His purpose, of course, was to inflame his audience, without regard to the most fundamental values of the American system he claims to support.
What is the consequence of such demagoguery? As always in our history, it is to foster rage rather than reflection. After the show, I received a flood of e-mails capturing the anger I believe O'Reilly deliberately incited. A few examples:
- "You ought to be arrested, tried and convicted of wartime treason. And I don't have to tell you the penalty for that."
- "You are not only despicable, but should go ahead and move out of the U.S.A."
- "I must imagine that you will look over your shoulder a little bit, because maybe some soldier in a foxhole somewhere might be a tad angered with you.
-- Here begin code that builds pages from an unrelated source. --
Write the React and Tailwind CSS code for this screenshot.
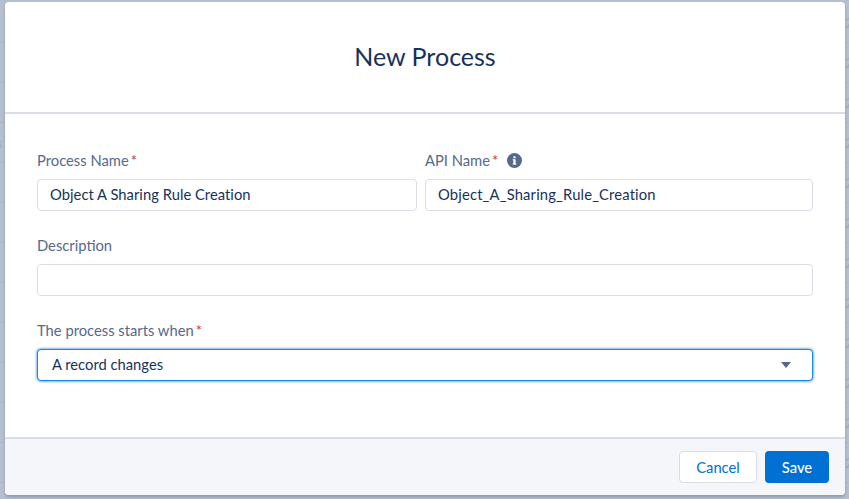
const font = "font-['Lato','Noto_Sans',sans-serif]"

const bgRows = [3, 43, 83, 123, 163, 203, 243, 283, 323, 363, 403, 443]

function Label({ children, required }) {
  return (
    <span className="text-[14.75px] leading-[18px] text-[#54698d]">
      {children}
      {required && <span className="ml-[2px] text-[#c23934]">*</span>}
    </span>
  )
}

function TextField({ value, wide }) {
  return (
    <div className={`flex h-[32px] items-center rounded-[4px] border border-[#d8dde6] bg-white px-[12px] pb-[1px] text-[14.75px] text-[#16325c] ${wide ? 'tracking-[0.17px]' : 'tracking-[0.03px]'}`}>
      {value}
    </div>
  )
}

export default function App() {
  return (
    <div className={`${font} relative h-[499px] w-[849px] overflow-hidden bg-[#b4c0cf]`}>
      {/* dimmed page behind the modal */}
      <div className="flex flex-col pt-[3px]">
        {bgRows.map((y) => (
          <div key={y} className="flex h-[40px] items-center justify-between overflow-hidden border-b border-[#abb7c7] text-[14px] text-[#9dabbf]">
            <span className="-ml-[4px] w-[10px]">{y === 123 ? 's' : ''}</span>
            <span className="-mr-[5px] w-[9px] whitespace-nowrap">20</span>
          </div>
        ))}
      </div>

      <div className="absolute left-[5px] top-[2px] flex h-[493px] w-[840px] flex-col overflow-hidden rounded-[4px] bg-white shadow-[0_2px_3px_rgba(0,0,0,0.2)]">
        <header className="flex h-[112px] flex-shrink-0 items-center justify-center border-b-2 border-[#d8dde6] pb-[2px]">
          <h1 className="text-[25px] leading-[30px] text-[#16325c]">New Process</h1>
        </header>

        <main className="flex flex-1 flex-col px-[32px] pt-[37px]">
          <div className="grid grid-cols-[380px_1fr] gap-x-[8px]">
            <div className="flex flex-col gap-[10px]">
              <Label required>Process Name</Label>
              <TextField value="Object A Sharing Rule Creation" />
            </div>
            <div className="flex flex-col gap-[10px]">
              <div className="flex items-center">
                <Label required>API Name</Label>
                <svg className="ml-[9px]" width="15" height="15" viewBox="0 0 15 15" aria-hidden>
                  <circle cx="7.5" cy="7.5" r="7.5" fill="#54698d" />
                  <rect x="6.4" y="3.2" width="2.2" height="2.1" rx="0.5" fill="#fff" />
                  <rect x="6.4" y="6.3" width="2.2" height="5.2" rx="0.4" fill="#fff" />
                  <rect x="5.6" y="6.3" width="2" height="1" fill="#fff" />
                  <rect x="5.6" y="10.5" width="3.8" height="1" fill="#fff" />
                </svg>
              </div>
              <TextField wide value="Object_A_Sharing_Rule_Creation" />
            </div>
          </div>

          <div className="mt-[25px] flex flex-col gap-[10px]">
            <Label>Description</Label>
            <TextField value="" />
          </div>

          <div className="mt-[25px] flex flex-col gap-[10px]">
            <Label required>The process starts when</Label>
            <div className="flex h-[32px] items-center justify-between rounded-[4px] border border-[#1589ee] bg-white pb-[1px] pl-[14px] pr-[21px] text-[14.75px] text-[#16325c] shadow-[0_0_3px_#0070d2]">
              A record changes
              <span className="h-0 w-0 border-x-[5px] border-t-[6px] border-x-transparent border-t-[#54698d]" />
            </div>
          </div>
        </main>

        <footer className="flex h-[58px] flex-shrink-0 items-center justify-end gap-[8px] border-t-2 border-[#d8dde6] bg-[#f4f6f9] pr-[16px]">
          <button className="h-[32px] w-[78px] rounded-[4px] border border-[#d8dde6] bg-white text-[14.75px] text-[#0070d2]">
            Cancel
          </button>
          <button className="h-[32px] w-[64px] rounded-[4px] bg-[#0070d2] text-[14.75px] font-medium text-white">
            Save
          </button>
        </footer>
      </div>
    </div>
  )
}
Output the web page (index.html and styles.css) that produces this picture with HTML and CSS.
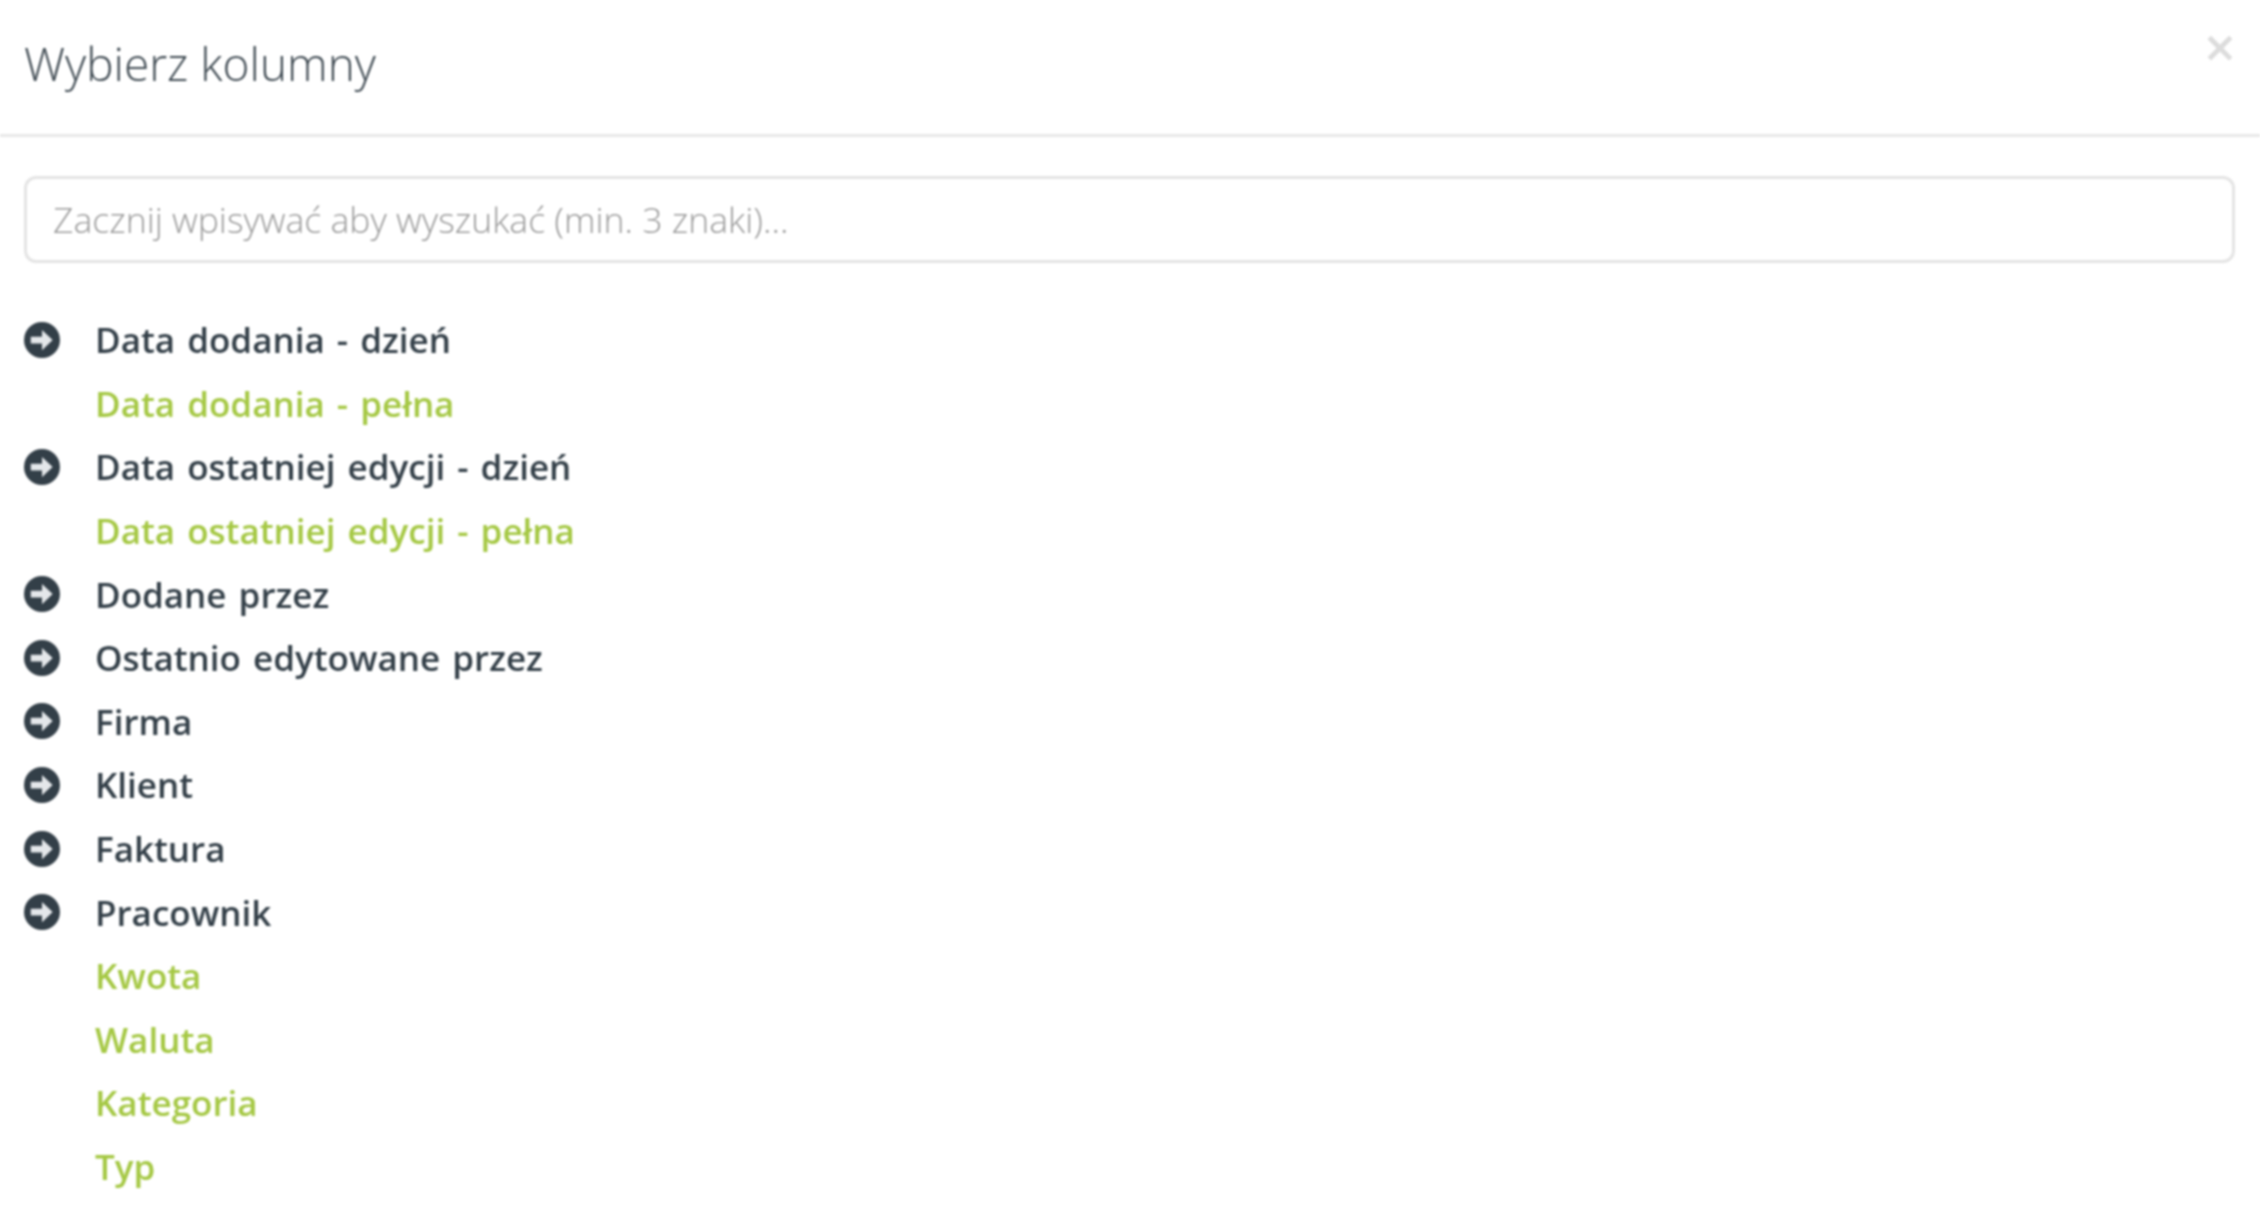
FILE: index.html
```html
<!DOCTYPE html>
<html lang="pl">
<head>
    <meta charset="UTF-8">
    <title>Wybierz kolumny</title>
    <link rel="stylesheet" href="styles.css">
</head>
<body>

    <div class="modal">
        <div class="modal-header">
            <h4 class="modal-title">Wybierz kolumny</h4>
            <span class="close">×</span>
        </div>

        <div class="modal-body">
            <input type="text" class="search" placeholder="Zacznij wpisywać aby wyszukać (min. 3 znaki)...">

            <ul class="columns">
                <li><svg class="arrow" viewBox="0 0 32 32"><circle cx="16" cy="16" r="16"/><path d="M6 13h10V7l9.500 9-9.500 9v-6H6z"/></svg>Data dodania - dzień</li>
                <li class="selected">Data dodania - pełna</li>
                <li><svg class="arrow" viewBox="0 0 32 32"><circle cx="16" cy="16" r="16"/><path d="M6 13h10V7l9.500 9-9.500 9v-6H6z"/></svg>Data ostatniej edycji - dzień</li>
                <li class="selected">Data ostatniej edycji - pełna</li>
                <li><svg class="arrow" viewBox="0 0 32 32"><circle cx="16" cy="16" r="16"/><path d="M6 13h10V7l9.500 9-9.500 9v-6H6z"/></svg>Dodane przez</li>
                <li><svg class="arrow" viewBox="0 0 32 32"><circle cx="16" cy="16" r="16"/><path d="M6 13h10V7l9.500 9-9.500 9v-6H6z"/></svg>Ostatnio edytowane przez</li>
                <li><svg class="arrow" viewBox="0 0 32 32"><circle cx="16" cy="16" r="16"/><path d="M6 13h10V7l9.500 9-9.500 9v-6H6z"/></svg>Firma</li>
                <li><svg class="arrow" viewBox="0 0 32 32"><circle cx="16" cy="16" r="16"/><path d="M6 13h10V7l9.500 9-9.500 9v-6H6z"/></svg>Klient</li>
                <li><svg class="arrow" viewBox="0 0 32 32"><circle cx="16" cy="16" r="16"/><path d="M6 13h10V7l9.500 9-9.500 9v-6H6z"/></svg>Faktura</li>
                <li><svg class="arrow" viewBox="0 0 32 32"><circle cx="16" cy="16" r="16"/><path d="M6 13h10V7l9.500 9-9.500 9v-6H6z"/></svg>Pracownik</li>
                <li class="selected">Kwota</li>
                <li class="selected">Waluta</li>
                <li class="selected">Kategoria</li>
                <li class="selected">Typ</li>
            </ul>
        </div>
    </div>

</body>
</html>
```

FILE: styles.css
```css
html, body {
    height: 100%;
}

body {
    margin: 0;
    background: white;
    color: #333f48;
    font-family: "Open Sans", sans-serif;
    overflow: hidden;
}

.modal {
    filter: blur(1px);
}

/* Header */
.modal-header {
    display: flex;
    justify-content: space-between;
    height: 134px;
    padding: 0 24px;
    border-bottom: 3px solid #e8e8e8;
}

.modal-title {
    margin: 0;
    padding-top: 33px;
    font-size: 46px;
    line-height: 60px;
    font-weight: 300;
    color: #3f4a52;
}

.close {
    margin: 21px 0 0 0;
    font-size: 56px;
    line-height: 50px;
    font-weight: 600;
    color: #dcdcdc;
}

/* Body */
.modal-body {
    padding: 39px 25px 0 24px;
}

.search {
    display: block;
    box-sizing: border-box;
    width: 100%;
    height: 87px;
    padding: 0 26px 2px;
    border: 3px solid #e4e4e4;
    border-radius: 12px;
    outline: none;
    font-family: inherit;
    font-size: 35.6px;
    font-weight: 300;
}

.search::placeholder {
    color: #9a9a9a;
    opacity: 1;
}

/* Column list */
.columns {
    list-style: none;
    margin: 45px 0 0;
    padding: 0;
}

.columns li {
    display: flex;
    align-items: center;
    height: 63.6px;
    padding-left: 71px;
    font-size: 35px;
    font-weight: 600;
    word-spacing: 3px;
}

.columns .selected {
    color: #a5c844;
}

.arrow {
    flex: none;
    width: 36px;
    height: 36px;
    margin-left: -71px;
    margin-right: 35px;
    fill: #333f48;
}

.arrow path {
    fill: #e4e7ea;
}
```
There may be a few GIs who would like to `speak' with you."
- "There is the tendency for citizens to take the law into their own hands in these cases; that is not outside the realm of possibility."
- "If anything happens to either of my loved ones serving overseas, I will hold you responsible."
- "Simply, you are un-American."
And so on.
Of course, these individuals have every right to their views, and the 1st Amendment certainly protects O'Reilly's vile incitement of such hatred.
But he dishonors the Constitution and his profession when he does so. This is not democratic deliberation. It is dividing Americans against Americans just for the sport of it. In my book, for people like political commentators O'Reilly, Sean Hannity and Rush Limbaugh to exploit people's fears and anger in a time of war for nothing more than their own ratings is a pretty good definition of "unpatriotic."